26 Mart 2011 Cumartesi

Yarın öğrencileri rahat bırakın!


Üniversite sınavına girecekler için yarın büyük gün! Aylardır hazırlandıkları Yükseköğretime Geçiş Sınavı (YGS) geldi çattı. Mide bulantıları, baş ağrıları, kalp çarpıntıları, hak getire. Uykusuz geceler de cabası. Oysaki uzmanlar televizyonlarda bas bas bağırıyor: Erken yatıp erken kalkın, sınav düzenini şimdiden kurun, aman ha sağlıklı beslenin, sınav stratejinizi belirleyin, sınav günü yanınıza alacaklarınızı şimdiden hazırlayın vs. Uzaktan söylemesi kolay tabii! Bir de sizin yerinizde olsalar! Biz size yüklenmeyeceğiz, merak etmeyin. Bu yazı YGS'ye girmeyenler için. Biraz da onlar koysun bakalım ellerini bu ağır taşın altına...

Kapkaççılar tatil yapsın

İlk sözümüz hırsızlara! Mümkünse 27 Mart gününü kendilerine tatil ilan etsinler. Malum yarın çantalarda 'Sınava giriş belgeleri' olacak. Yani çalınacak olan yalnızca çanta değil, öğrencilerin koca bir yılı ve geleceği.

Şoförler korna çalmasın

Bilhassa İstanbul, Ankara gibi büyük şehirlerde ardı arkası kesilmeyen korna sesleri öğrencilerin kâbusu. Dışarıdan sınav salonuna gelen her ses, öğrencilerde konsantrasyon bozukluğuna neden oluyor. Bu yüzden her fırsatta elini klaksona götüren şoförler yarın bir kez daha düşünsün.

İnşaatçılar çalışmasın

Bilirsiniz inşaat işçilerinin pazar günü kavramı pek olmaz. Haftanın 7 günü dur durak bilmeden çalışırlar. Civardaki bir inşaattan gelen çekiç sesini duydukça beyninize çivi çakılıyormuş gibi hissedersiniz. Her daim sinirimizi bozmaya yeten bu sesleri, sınav sırasında duymak hoş olmasa gerek. Bu yüzden inşaat firmaları yarın en azından sınav süresince, işçilerine izin versin.

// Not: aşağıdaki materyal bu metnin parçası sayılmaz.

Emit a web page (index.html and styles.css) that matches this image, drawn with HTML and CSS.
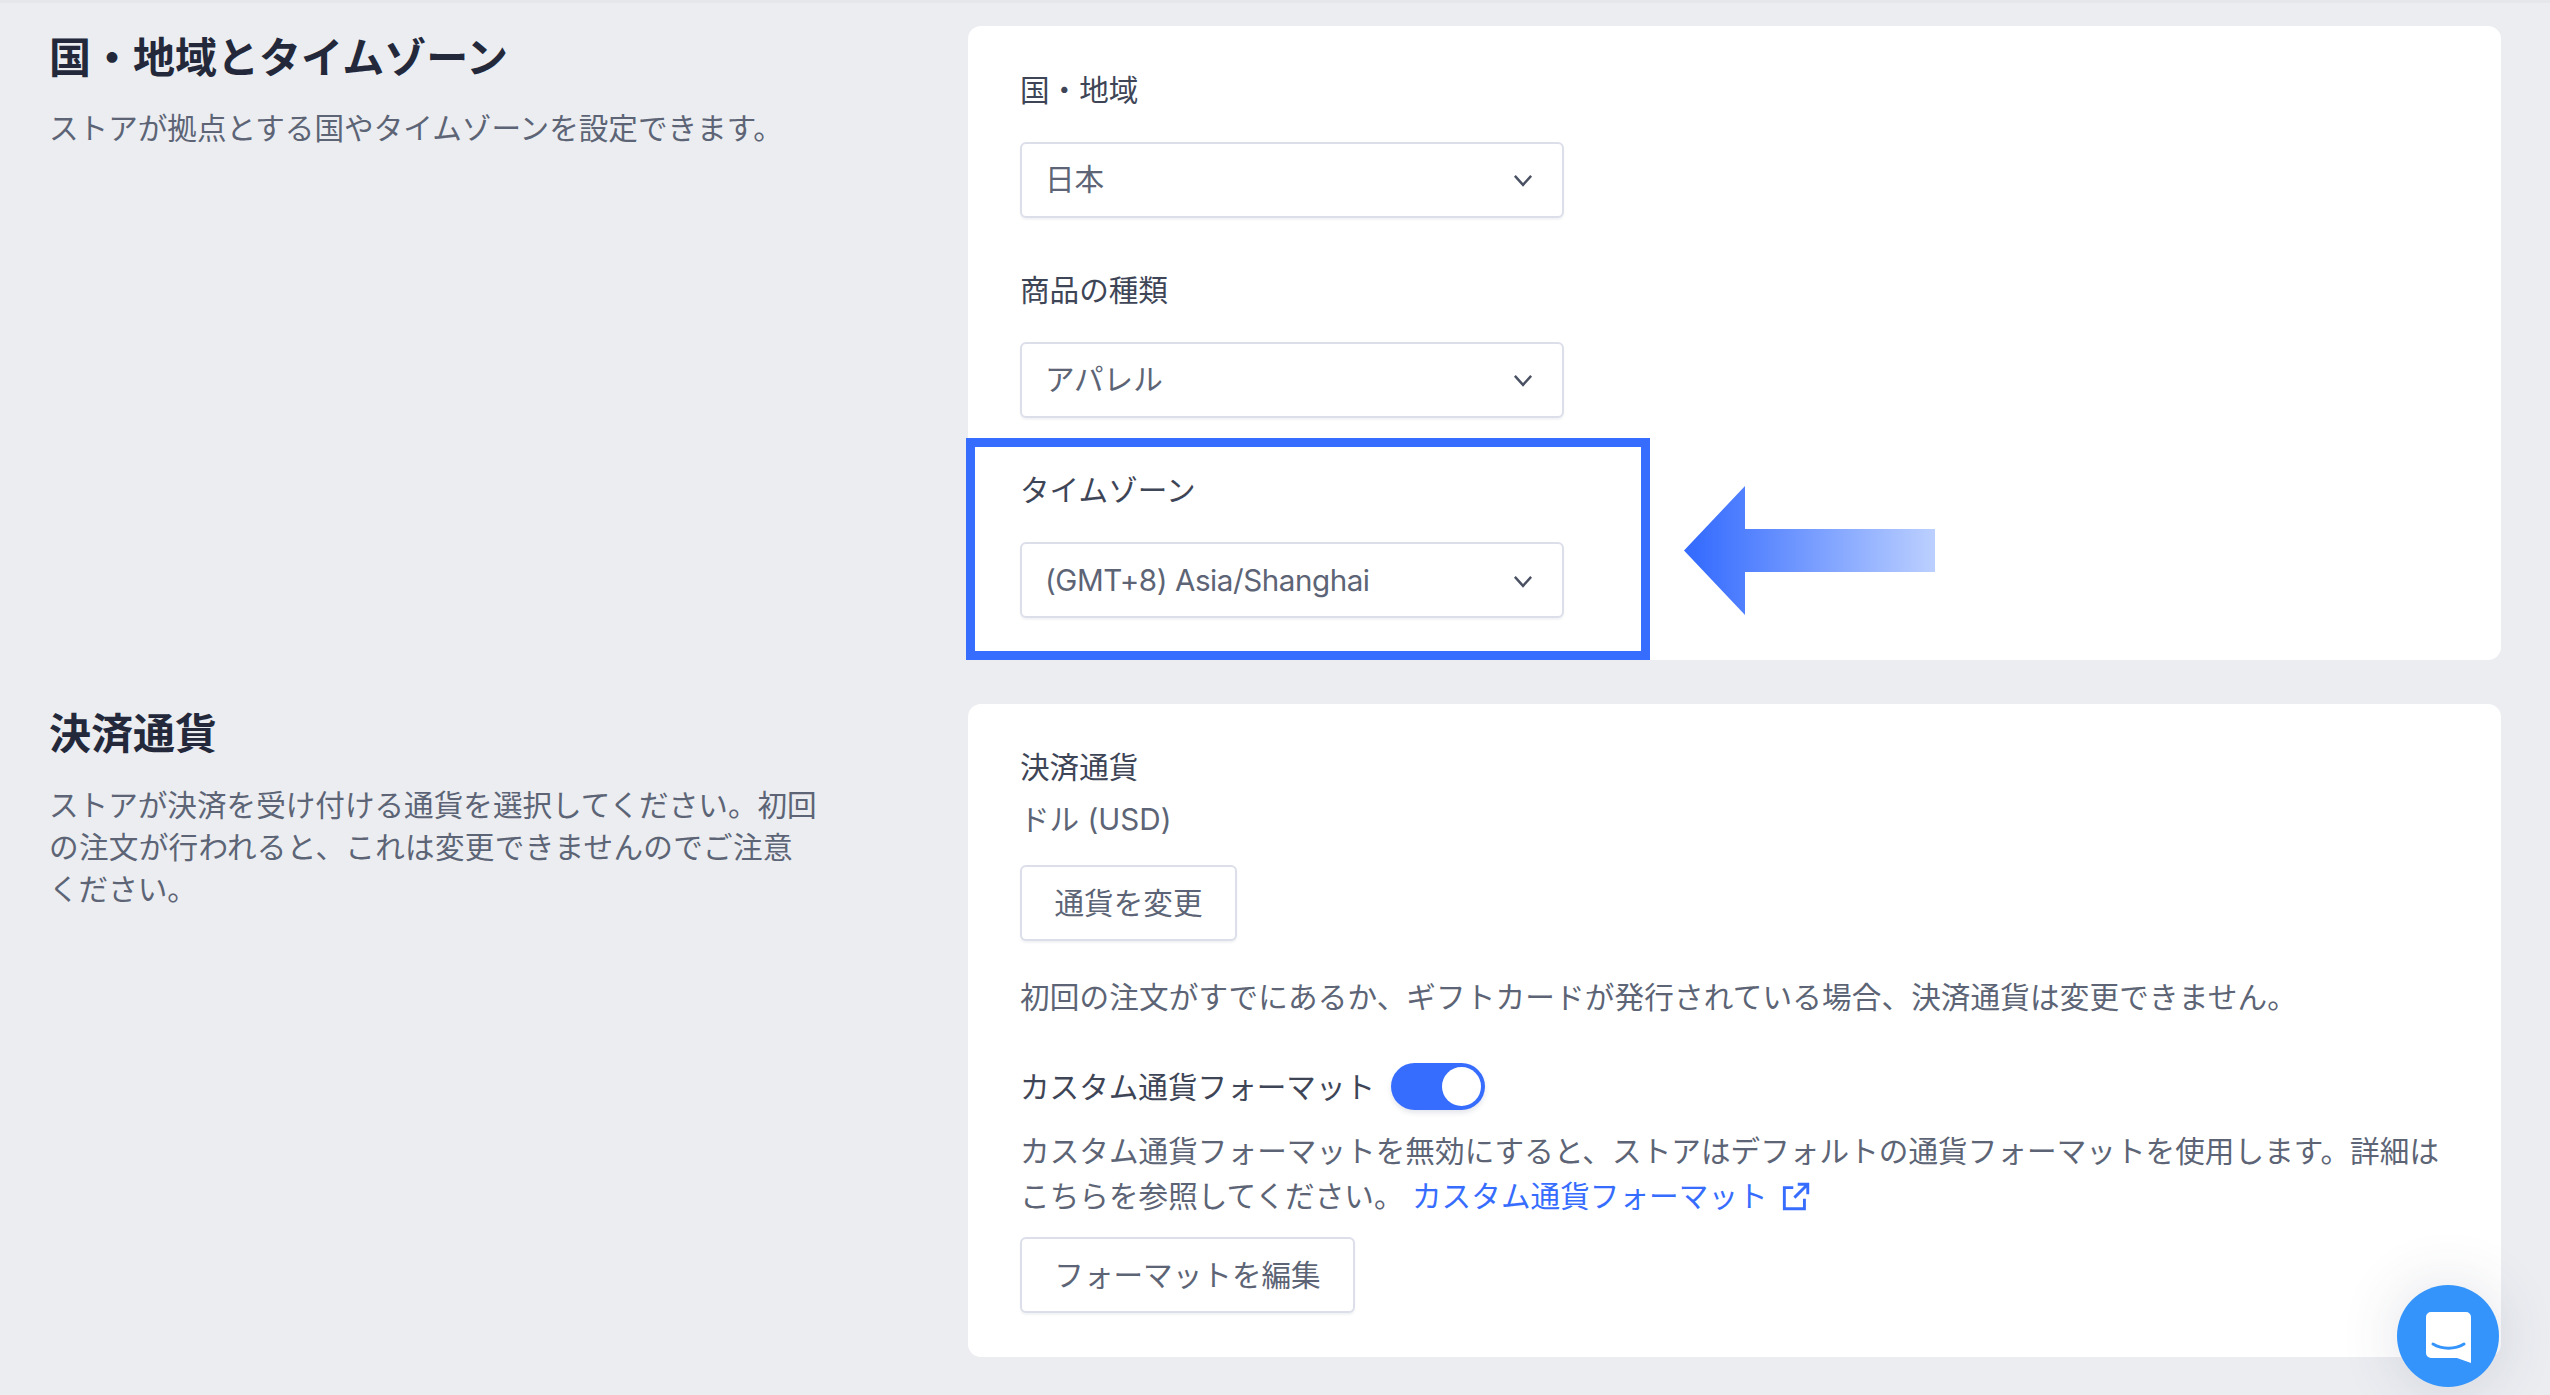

Seyyar satıcılar bağırmasın

İstanbul'da artık çok rastlamasak da küçük şehirlerde devam eden bir gelenek, pazar günleri "Simitçiii..." diye bağıran sese uyanmak. Tabii "eskiciii" ya da "domates, biber, patlıcaaan" şeklinde versiyonları da var. Yarın dikkatli davranması gereken bir grup da seyyar satıcılar. Özellikle okul yakınlarından geçerken...

Polisler güler yüzlü olsun

Öğrencileri strese sokan bir uygulama da sınav öncesinde üzerlerinin aranması. Kopyayı engellemek ve güvenliği sağlamak için bu arama şart. Ancak polislere önemli bir görev düşüyor: Öğrencilere güler yüzlü davranmak ve onların paniğe kapılmasına neden olmayacak şekilde arama yapmak.

Nasihatler son bulsun

Elbette ki en büyük görev anne-babaların. Bazen ebeveynler sınav günü çocuklardan daha heyecanlı davranabiliyor. Günler öncesinden başlayan hazırlıklar, sınav günü çocuklara okunmuş pirinç yedirmeler, 'kalemini, kâğıdını, giriş belgeni aldın mı' tarzında ardı arkası kesilmeyen sorular ve 'sınavda heyecan yapma, adını kodlamayı unutma, süre bitmeden çıkma' gibi nasihatler... Ailelerdeki bu panik hali çocukların daha fazla endişelenmesine yol açıyor. Yapılması gerekense, olabildiğince sakin davranıp çocuklarınıza güvendiğinizi hissettirmek.